As The Wailing moves toward suggesting the omnipresence of supernatural forces—good and evil—coursing through the villagers’ lives, shaping their fates, it also implicates the merely human. The woman tells Jong-goo that the reason his daughter is “possessed” is that “her father has sinned.” He “suspected another. He tried to kill him and finally succeeded,” she declares. Jong-goo, indeed, went easily down the path of blaming the Japanese stranger for everything. Was his suspicion—suspicion of the outsider—the cause of everything? Was it that very mundane human suspicion of someone who was not “Us” that unleashed the powerful forces of disease, violence, and supernatural malevolence? It’s a real possibility, and it makes a powerful point because Jong-goo is such a human, likeable character: he’s not bad, he even scoffs at the prejudiced rumors about the Japanese man at first.

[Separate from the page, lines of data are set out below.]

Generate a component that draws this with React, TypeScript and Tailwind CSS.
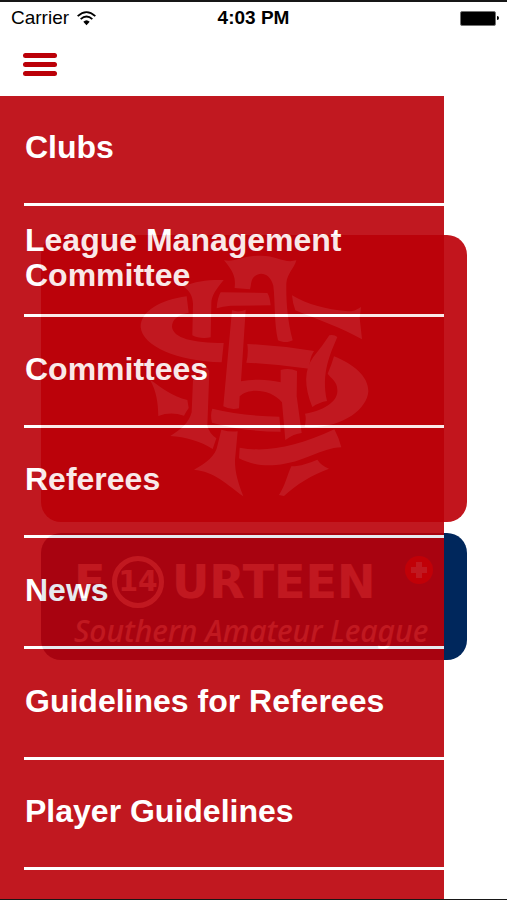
import React from "react";

const menuItems = [
  "Clubs",
  "League Management Committee",
  "Committees",
  "Referees",
  "News",
  "Guidelines for Referees",
  "Player Guidelines",
  "",
];

function WifiIcon() {
  return (
    <svg viewBox="0 0 57 44" className="h-[15px] w-[19px]" aria-hidden="true">
      <g fill="none" stroke="#000" strokeWidth="5.5">
        <path d="M2 15 Q28.5 -9 55 15" />
        <path d="M11 24 Q28.5 8 46 24" />
      </g>
      <path d="M19 32 Q28.5 23 38 32 L28.5 42 Z" fill="#000" />
    </svg>
  );
}

function StatusBar() {
  return (
    <div className="grid h-8 grid-cols-3 items-center px-2 text-[19px] text-black">
      <div className="flex items-center gap-2 pl-[3px]">
        <span>Carrier</span>
        <WifiIcon />
      </div>
      <span className="text-center font-bold">4:03 PM</span>
      <div className="flex items-center justify-end gap-px">
        <span className="h-[15px] w-9 rounded-[2px] border border-neutral-500 bg-black" />
        <span className="h-1 w-[2px] rounded-r-full bg-black" />
      </div>
    </div>
  );
}

function Monogram() {
  return (
    <svg viewBox="55 73 690 735" className="h-[245px] w-[230px]" fill="#fff" role="img" aria-label="League crest">
      <path d="M310 92 C345 98 365 78 420 78 C470 78 490 102 527 92 C520 118 500 130 497 160 C496 215 500 270 516 332 C502 340 485 338 472 332 C460 280 464 220 458 168 C448 132 420 125 402 140 C390 150 392 165 388 179 L342 175 C344 150 345 133 310 92 Z" />
      <path d="M188 170 C225 155 260 150 309 151 C285 180 272 200 272 220 L270 323 C250 327 230 325 215 317 L217 222 C216 200 208 185 188 170 Z" />
      <path d="M300 188 L440 190 Q447 200 450 227 L330 228 Q305 230 288 236 Q290 205 300 188 Z" />
      <path d="M198 200 L204 249 C170 255 154 270 154 292 C158 325 215 340 309 340 L303 398 C170 394 65 350 60 292 C60 245 120 210 198 200 Z" />
      <path d="M334 242 C350 247 360 246 375 240 L361 455 C400 448 440 448 480 458 L480 421 Q505 414 529 424 L528 500 L543 610 Q520 612 494 631 L484 518 C450 475 380 475 357 500 L355 536 Q330 542 308 530 Z" />
      <path d="M514 197 C560 225 620 240 675 244 C700 248 710 238 721 232 L717 265 L724 329 C665 295 590 270 524 242 Q516 222 514 197 Z" />
      <path d="M380 343 Q480 348 580 364 Q566 385 566 417 Q470 404 377 399 Q384 370 380 343 Z" />
      <path d="M626 317 Q640 314 650 322 C630 370 600 430 619 514 Q595 518 575 532 C550 470 550 420 578 382 Q605 350 626 317 Z" />
      <path d="M640 380 C700 405 743 440 743 485 C740 540 660 600 552 592 Q558 565 553 552 C620 540 653 510 650 480 C650 455 630 445 621 432 Q633 405 640 380 Z" />
      <path d="M88 450 C125 475 155 500 200 511 L204 535 Q197 545 190 558 Q150 545 113 559 C112 520 108 485 88 450 Z" />
      <path d="M254 408 Q261 415 266 424 L260 588 Q265 610 287 626 L276 658 C240 635 195 622 149 619 C180 600 205 580 213 548 L217 452 Q240 440 254 408 Z" />
      <path d="M275 537 Q370 560 476 561 L480 606 Q370 606 274 579 Q268 555 275 537 Z" />
      <path d="M302 600 Q328 608 351 605 L343 690 C342 730 355 765 368 800 C320 765 280 725 220 720 C255 700 285 680 291 645 Z" />
      <path d="M357 654 C440 670 530 650 641 599 Q655 625 662 653 C600 655 550 700 465 706 C420 710 380 700 355 686 Z" />
      <path d="M512 710 C540 710 565 700 590 690 Q602 708 625 717 C575 735 525 765 490 799 L475 796 C495 765 500 735 512 710 Z" />
    </svg>
  );
}

function HomeCards() {
  return (
    <section className="flex flex-col gap-[11px] pt-[139px] pr-10 pl-[41px]">
      <div className="flex h-[287px] items-start justify-center rounded-[20px] bg-[#c2151d] pt-[19px]">
        <Monogram />
      </div>
      <div className="h-[127px] rounded-[20px] bg-[#00275c] pt-[18px] pr-[34px] pl-[33px] text-white">
        <div className="flex h-[62px] items-center font-['DejaVu_Sans',sans-serif] text-[46px] leading-none font-bold">
          <span className="w-[38px]">F</span>
          <span className="flex size-[52px] items-center justify-center rounded-full border-[5px] border-white text-[28px]">
            14
          </span>
          <span className="pl-2">URTEEN</span>
          <span className="mb-6 ml-auto flex size-7 items-center justify-center rounded-full bg-[#ff0000]">
            <svg viewBox="0 0 16 16" className="size-4" fill="#fff" aria-hidden="true">
              <path d="M5 0h6v5h5v6h-5v5H5v-5H0V5h5z" />
            </svg>
          </span>
        </div>
        <p className="font-['Noto_Sans',sans-serif] text-[30px] leading-9 font-medium whitespace-nowrap italic">
          Southern Amateur League
        </p>
      </div>
    </section>
  );
}

function SideMenu() {
  return (
    <nav className="mr-[63px] overflow-hidden bg-[#bb0008] pl-6 opacity-90">
      <ul>
        {menuItems.map((item, i) => (
          <li key={i} className="h-[111px] border-b-[3px] border-white nth-[3n+1]:h-[110px]">
            {item && (
              <a href="#" className="flex h-full items-center pr-8 pb-1 pl-px text-[32px] leading-[35px] font-bold text-white">
                {item}
              </a>
            )}
          </li>
        ))}
      </ul>
    </nav>
  );
}

export default function App() {
  return (
    <div className="flex h-screen flex-col overflow-hidden border-t-2 border-b border-neutral-900 bg-white font-['Liberation_Sans',Arial,sans-serif]">
      <StatusBar />
      <header className="flex h-[62px] items-start px-[23px] pt-[19px]">
        <button type="button" aria-label="Menu" className="flex w-[34px] flex-col gap-1">
          <span className="h-[5px] rounded-full bg-[#bb0008]" />
          <span className="h-[5px] rounded-full bg-[#bb0008]" />
          <span className="h-[5px] rounded-full bg-[#bb0008]" />
        </button>
      </header>
      <main className="grid min-h-0 flex-1 grid-cols-1 grid-rows-1 overflow-hidden *:[grid-area:1/1]">
        <HomeCards />
        <SideMenu />
      </main>
    </div>
  );
}
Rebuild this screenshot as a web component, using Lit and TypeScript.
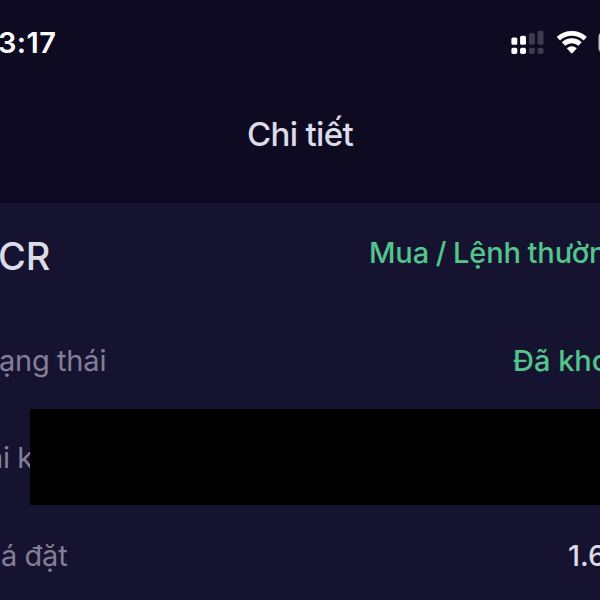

But he gets drawn in, and we have to wonder if, like the priest, what he “sees” in the Japanese man is only what he was already convinced he’d see.

In the end The Wailing makes faith and suspicion seem uncannily alike, leaving both characters and viewers alike paralyzed. Do they believe or do they doubt? Either one seems to lead to destruction.

I could imagine some viewers disliking the fact that The Wailing raises so many possible explanations for what happens and confirming none of them. But for me, it’s where the brilliance of the film lies. It’s been a long time since I saw such a provocative horror film.